Today we have a much more sophisticated understanding of ciphers, codes and language in general than we did in the late 18th and early 19th centuries. Entire branches of mathematics used today in developing and breaking codes didn't even exist then.
It isn't.
I know exactly what you mean! I absolutely howled the other day when I met a guy who didn't read The Economist. Who knew that such people existed?!? Clutch the pearls!
Well that is awfully fair of you.
I am guessing that in 1776, some people used the and while others did not.
When 2000 came around, I decided to quietly observe when people stopped using "Two thousand" followed by the year and started using "Twenty" followed by the year.
(By the way, from my observation most people will switch in 2010. In casual conversation it is "two thousand nine" but next year is "twenty ten")
I've been using it since 1-Jan-2001. (I briefly considered saying "twenty hundred", but that was just silly.) But I've rarely heard anyone else use it, and it amazes me.

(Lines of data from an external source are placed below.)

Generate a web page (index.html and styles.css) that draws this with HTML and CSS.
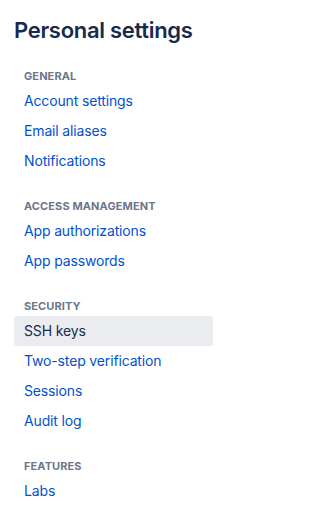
FILE: index.html
```html
<!DOCTYPE html>
<html lang="en">
<head>
<meta charset="utf-8">
<title>Personal settings</title>
<link rel="stylesheet" href="styles.css">
</head>
<body>
<nav class="sidebar">
  <h1 class="title">Personal settings</h1>
  <div class="group">
    <h2 class="heading">General</h2>
    <a class="item" href="#">Account settings</a>
    <a class="item" href="#">Email aliases</a>
    <a class="item" href="#">Notifications</a>
  </div>
  <div class="group">
    <h2 class="heading">Access management</h2>
    <a class="item" href="#">App authorizations</a>
    <a class="item" href="#">App passwords</a>
  </div>
  <div class="group">
    <h2 class="heading">Security</h2>
    <a class="item selected" href="#">SSH keys</a>
    <a class="item" href="#">Two-step verification</a>
    <a class="item" href="#">Sessions</a>
    <a class="item" href="#">Audit log</a>
  </div>
  <div class="group">
    <h2 class="heading">Features</h2>
    <a class="item" href="#">Labs</a>
  </div>
</nav>
</body>
</html>
```

FILE: styles.css
```css
html, body {
  margin: 0;
  padding: 0;
  background: #ffffff;
}
body {
  font-family: Inter, "Noto Sans", sans-serif;
}
.sidebar {
  width: 199px;
  padding: 0 16px 0 14px;
  display: flex;
  flex-direction: column;
}
.title {
  margin: 16px 0 0 0;
  font-size: 22px;
  line-height: 28px;
  font-weight: 600;
  color: #172b4d;
  letter-spacing: -0.3px;
}
.group {
  display: flex;
  flex-direction: column;
  margin-top: 24px;
}
.group + .group {
  margin-top: 22px;
}
.heading {
  margin: 0;
  padding: 0 10px;
  height: 16px;
  line-height: 16px;
  font-size: 11px;
  font-weight: 700;
  text-transform: uppercase;
  color: #6b778c;
  letter-spacing: 0.1px;
  margin-bottom: 2px;
}
.item {
  display: block;
  height: 30px;
  line-height: 30px;
  padding: 0 10px;
  font-size: 14px;
  letter-spacing: -0.15px;
  color: #0052cc;
  text-decoration: none;
  border-radius: 3px;
}
.item.selected {
  background: #ebecf0;
  color: #172b4d;
}
```
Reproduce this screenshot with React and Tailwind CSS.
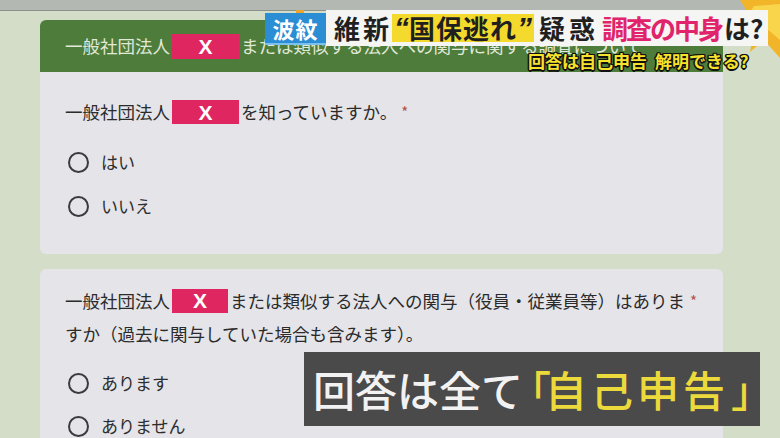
import React from 'react';

const jp = { fontFamily: '"Noto Sans CJK JP", "Noto Sans", sans-serif' };
const latin = { fontFamily: '"Liberation Sans", Arial, sans-serif' };

function Redact({ className = '' }) {
  return (
    <span
      className={`inline-flex items-center justify-center w-[67px] h-[24px] bg-[#df2660] text-white text-[21px] font-bold leading-none mx-[2px] align-middle ${className}`}
      style={latin}
    >
      X
    </span>
  );
}

function Radio({ label }) {
  return (
    <div className="flex items-center h-[24px]">
      <span className="w-[21px] h-[21px] rounded-full border-2 border-[#3b3b3b]" />
      <span className="ml-[12px] text-[17px] text-[#2d2d2d]">{label}</span>
    </div>
  );
}

export default function App() {
  return (
    <div className="relative w-[780px] h-[438px] overflow-hidden bg-[#d3ddc7]" style={jp}>
      {/* monitor top edge */}
      <div className="h-[11px] bg-[#b4b8b2] border-b border-[#8d918b]" />

      {/* form */}
      <div className="ml-[40px] w-[683px] mt-[9px]">
        <div className="h-[52px] bg-[#4e7c3b] rounded-t-[6px] pl-[25px] flex items-center text-[17.5px] text-[#e1e9d8] whitespace-nowrap overflow-hidden">
          一般社団法人
          <Redact className="h-[25px]" />
          または類似する法人への関与に関する調査について
        </div>

        <div className="h-[182px] bg-[#e4e4e9] rounded-b-[6px] pl-[25px] pt-[27px]">
          <div className="flex items-center h-[26px] text-[17.5px] text-[#2b2b2b]">
            一般社団法人
            <Redact />
            を知っていますか。
            <span className="ml-[4px] text-[#b5524a] text-[15px]">*</span>
          </div>
          <div className="pl-[3px] mt-[25px] flex flex-col gap-[20px]">
            <Radio label="はい" />
            <Radio label="いいえ" />
          </div>
        </div>

        <div className="mt-[15px] h-[200px] bg-[#e4e4e9] rounded-t-[6px] pl-[25px] pt-[15px]">
          <div className="flex items-start text-[17.5px] text-[#2b2b2b] leading-[33px]">
            <div className="w-[620px]">
              <div className="flex items-center whitespace-nowrap">
                一般社団法人
                <Redact />
                または類似する法人への関与（役員・従業員等）はありま
              </div>
              <div className="whitespace-nowrap">すか（過去に関与していた場合も含みます）。</div>
            </div>
            <span className="ml-[5px] text-[#b5524a] text-[15px]">*</span>
          </div>
          <div className="pl-[3px] mt-[21px] flex flex-col gap-[19px]">
            <Radio label="あります" />
            <Radio label="ありません" />
          </div>
        </div>
      </div>

      {/* starburst decoration */}
      <svg className="absolute right-0 top-0" width="60" height="62" viewBox="0 0 60 62">
        <polygon points="20,0 60,0 60,58 44,40 30,52 34,30 12,24 30,16" fill="#f2b52a" />
        <polygon points="34,6 60,4 60,40 46,28 40,36 40,22 26,18" fill="#f8d54a" />
      </svg>
      <div className="absolute left-[296px] top-[10px] w-[8px] h-[8px] bg-[#eea52a]" />

      {/* title bar */}
      <div className="absolute left-[326px] top-[10px] w-[442px] h-[36px] bg-[#f5f5f3] flex items-center pl-[8px] font-bold text-[26px] leading-none text-[#1f1f1f] whitespace-nowrap">
        <span className="tracking-[3px]">維新</span>
        <span className="bg-[#f4da2c] h-[28px] flex items-center px-[2px]">
          <span style={latin} className="text-[30px] italic">“</span>
          <span className="tracking-[1px]">国保逃れ</span>
          <span style={latin} className="text-[30px] italic">”</span>
        </span>
        <span className="ml-[5px] tracking-[4px]">疑惑</span>
        <span className="ml-[3px] text-[#e0236a] tracking-[-2px]">調査の中身</span>
        <span className="ml-[2px]">は?</span>
      </div>
      <div className="absolute left-[265px] top-[13px] w-[61px] h-[32px] bg-[#2b8dd3] flex items-center justify-center text-white font-bold text-[22px] tracking-[1px] border-b-2 border-[#7cc0ee]">
        波紋
      </div>

      {/* subtitle */}
      <div
        className="absolute left-[528px] top-[50px] text-[17px] font-bold leading-[22px] text-[#f6e22c] whitespace-nowrap"
        style={{ textShadow: '1.5px 0 #111, -1.5px 0 #111, 0 1.5px #111, 0 -1.5px #111, 1px 1px #111, -1px -1px #111, 1px -1px #111, -1px 1px #111' }}
      >
        回答は自己申告<span className="inline-block w-[8px]" />解明できる?
      </div>

      {/* bottom caption */}
      <div className="absolute left-[304px] top-[352px] w-[456px] h-[74px] bg-[#4a4a4a] flex items-center pl-[9px] text-[42px] leading-none whitespace-nowrap font-medium">
        <span className="text-[#f2f2f2]">回答は全て</span>
        <span className="text-[#ecd93b] ml-[-14px] mr-[-6px]">「</span>
        <span className="text-[#ecd93b] tracking-[4px]">自己申告</span>
        <span className="text-[#ecd93b] ml-[2px]">」</span>
      </div>
    </div>
  );
}
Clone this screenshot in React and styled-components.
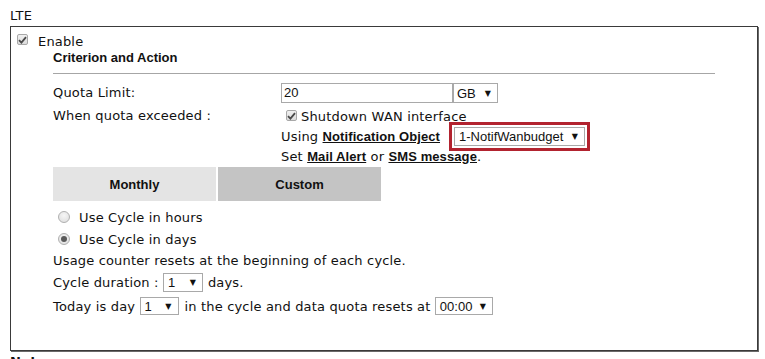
import React from "react";
import styled, { createGlobalStyle } from "styled-components";

const Global = createGlobalStyle`
  html, body { margin: 0; padding: 0; background: #fff; overflow: hidden; }
  body { font-family: "DejaVu Sans", Verdana, sans-serif; font-size: 13px; letter-spacing: 0.17px; color: #111; }
`;

const Page = styled.div`
  width: 765px;
  height: 359px;
  padding: 0 7px 0 10px;
  box-sizing: border-box;
`;

const Title = styled.div`
  font-size: 13px;
  line-height: 16px;
  padding-top: 8px;
  height: 18px;
`;

const Panel = styled.div`
  border: 1px solid #3a3a3a;
  box-shadow: 1px 1px 0 #6a6a6a;
  padding: 5px 6px 0 6px;
  height: 325px;
  box-sizing: border-box;
  width: 748px;
`;

const CheckRow = styled.label`
  display: flex;
  align-items: center;
  height: 18px;
  gap: 10px;
`;

const CheckBox = styled.span`
  width: 11px;
  height: 11px;
  box-sizing: border-box;
  border: 1px solid #a8a8a8;
  border-radius: 2px;
  background: linear-gradient(#f0f0f0, #dcdcdc);
  display: inline-flex;
  align-items: center;
  justify-content: center;
  flex: none;
  margin-top: ${(p) => p.$nudge || 0}px;
  svg { display: block; }
`;

const Section = styled.div`
  margin-left: 36px;
  width: 662px;
`;

const Heading = styled.div`
  font-family: "Liberation Sans", Arial, sans-serif;
  font-weight: bold;
  font-size: 13px;
  letter-spacing: 0;
  line-height: 16px;
  height: 16px;
`;

const Rule = styled.div`
  margin-top: 7px;
  border-top: 1px solid #a6a6a6;
  height: 0;
`;

const FormGrid = styled.div`
  display: grid;
  grid-template-columns: 228px 1fr;
  margin-top: 9px;
`;

const Label = styled.div`
  line-height: ${(p) => p.$lh || 20}px;
  height: ${(p) => p.$lh || 20}px;
  padding-top: ${(p) => p.$pt || 0}px;
`;

const Cell = styled.div`
  display: flex;
  flex-direction: column;
  align-items: flex-start;
`;

const Line = styled.div`
  display: flex;
  align-items: center;
  height: ${(p) => p.$h}px;
  margin-top: ${(p) => p.$mt || 0}px;
  white-space: pre;
`;

const TextInput = styled.div`
  width: 172px;
  height: 20px;
  box-sizing: border-box;
  border: 1px solid #a9a9a9;
  font-family: "Liberation Sans", Arial, sans-serif;
  font-size: 13px;
  letter-spacing: 0;
  line-height: 18px;
  padding-left: 2px;
`;

const Select = styled.div`
  display: inline-flex;
  align-items: center;
  justify-content: space-between;
  width: ${(p) => p.$w}px;
  height: ${(p) => p.$h || 19}px;
  box-sizing: border-box;
  border: 1px solid #a9a9a9;
  background: #fff;
  font-family: "Liberation Sans", Arial, sans-serif;
  font-size: 13px;
  letter-spacing: 0;
  padding: 0 6px 0 ${(p) => p.$pl || 4}px;
  margin: 0 ${(p) => p.$mr || 0}px 0 ${(p) => p.$ml || 0}px;
  flex: none;
  outline: ${(p) => (p.$highlight ? "3px solid #b2232f" : "none")};
  outline-offset: 2px;
  &::after {
    content: "▼";
    font-family: "DejaVu Sans", sans-serif;
    font-size: 8px;
    color: #111;
  }
`;

const Link = styled.a`
  font-family: "Liberation Sans", Arial, sans-serif;
  font-weight: bold;
  font-size: 13px;
  letter-spacing: 0.1px;
  color: #111;
  text-decoration: underline;
`;

const Tabs = styled.div`
  display: flex;
  gap: 2px;
  margin-top: 2px;
`;

const Tab = styled.div`
  width: 163px;
  height: 34px;
  display: flex;
  align-items: center;
  justify-content: center;
  background: ${(p) => (p.$active ? "#e4e4e4" : "#c4c4c4")};
  font-family: "Liberation Sans", Arial, sans-serif;
  font-weight: bold;
  font-size: 13px;
  letter-spacing: 0;
`;

const RadioRow = styled.label`
  display: flex;
  align-items: center;
  height: 22px;
  gap: 9px;
  padding-left: 5px;
`;

const Radio = styled.span`
  width: 12px;
  height: 12px;
  box-sizing: border-box;
  border-radius: 50%;
  border: 1px solid #b0b0b0;
  background: radial-gradient(circle at 50% 35%, #f6f6f6, #dcdcdc);
  display: inline-flex;
  align-items: center;
  justify-content: center;
  flex: none;
  &::after {
    content: "";
    width: 6px;
    height: 6px;
    border-radius: 50%;
    background: ${(p) => (p.$checked ? "#5a5a5a" : "transparent")};
  }
`;

const Radios = styled.div`
  margin-top: 5px;
`;

const TextLine = styled.div`
  display: flex;
  align-items: center;
  height: ${(p) => p.$h || 22}px;
  white-space: pre;
`;

const Note = styled.div`
  font-weight: bold;
  font-size: 13px;
  margin-top: 3px;
`;

const Check = () => (
  <svg width="9" height="8" viewBox="0 0 9 8">
    <path d="M1 4.2 L3.4 6.6 L8 1.2" fill="none" stroke="#4a4a4a" strokeWidth="1.8" />
  </svg>
);

export default function App() {
  return (
    <Page>
      <Global />
      <Title>LTE</Title>
      <Panel>
        <CheckRow>
          <CheckBox $nudge={-3}><Check /></CheckBox>
          <span>Enable</span>
        </CheckRow>
        <Section>
          <Heading>Criterion and Action</Heading>
          <Rule />
          <FormGrid>
            <Label>Quota Limit:</Label>
            <Cell>
              <Line $h={20}>
                <TextInput>20</TextInput>
                <Select $w={45} $h={20} $pl={3}>GB</Select>
              </Line>
            </Cell>
            <Label $lh={18} $pt={4}>When quota exceeded :</Label>
            <Cell>
              <Line $h={18} $mt={4}>
                <CheckBox $nudge={-1} style={{ marginLeft: 5, marginRight: 4 }}><Check /></CheckBox>
                Shutdown WAN interface
              </Line>
              <Line $h={19} $mt={2}>
                Using <Link>Notification Object</Link>
                <Select $w={131} $ml={14} $highlight>1-NotifWanbudget</Select>
              </Line>
              <Line $h={18} $mt={1}>
                Set <Link>Mail Alert</Link> or <Link>SMS message</Link>.
              </Line>
            </Cell>
          </FormGrid>
          <Tabs>
            <Tab $active>Monthly</Tab>
            <Tab>Custom</Tab>
          </Tabs>
          <Radios>
            <RadioRow>
              <Radio />
              <span>Use Cycle in hours</span>
            </RadioRow>
            <RadioRow>
              <Radio $checked />
              <span>Use Cycle in days</span>
            </RadioRow>
          </Radios>
          <TextLine $h={20}>Usage counter resets at the beginning of each cycle.</TextLine>
          <TextLine $h={24}>
            Cycle duration : <Select $w={40} $mr={5}>1</Select>days.
          </TextLine>
          <TextLine $h={24}>
            Today is day <Select $w={39} $h={18} $mr={6}>1</Select>in the cycle and data quota resets at <Select $w={58} $h={18}>00:00</Select>
          </TextLine>
        </Section>
      </Panel>
      <Note>Note:</Note>
    </Page>
  );
}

I mean, we call 1909 "nineteen-oh-nine", not "nineteen hundred and nine", so why is this year "two thousand and nine" instead of the shorter (by one syllable) "twenty-oh-nine"?
There is only one code type that is unbreakable (one time pads qualify if generated by truly random numbers and used properly). That is a code in which the key is at least as long as all the information transmitted in the code. Since that faile to meet one of the codemaker's other criteria (that it be easy to remember), there is no code that can meet the stated criteria.
And the writer of the article does not understand that a cipher is not a code.
(All this vaguely remembered, and probably misremember, from Simon Singh's beautifully written and informative Code Book, a must-have for every cypherpunk on your Xmas list.)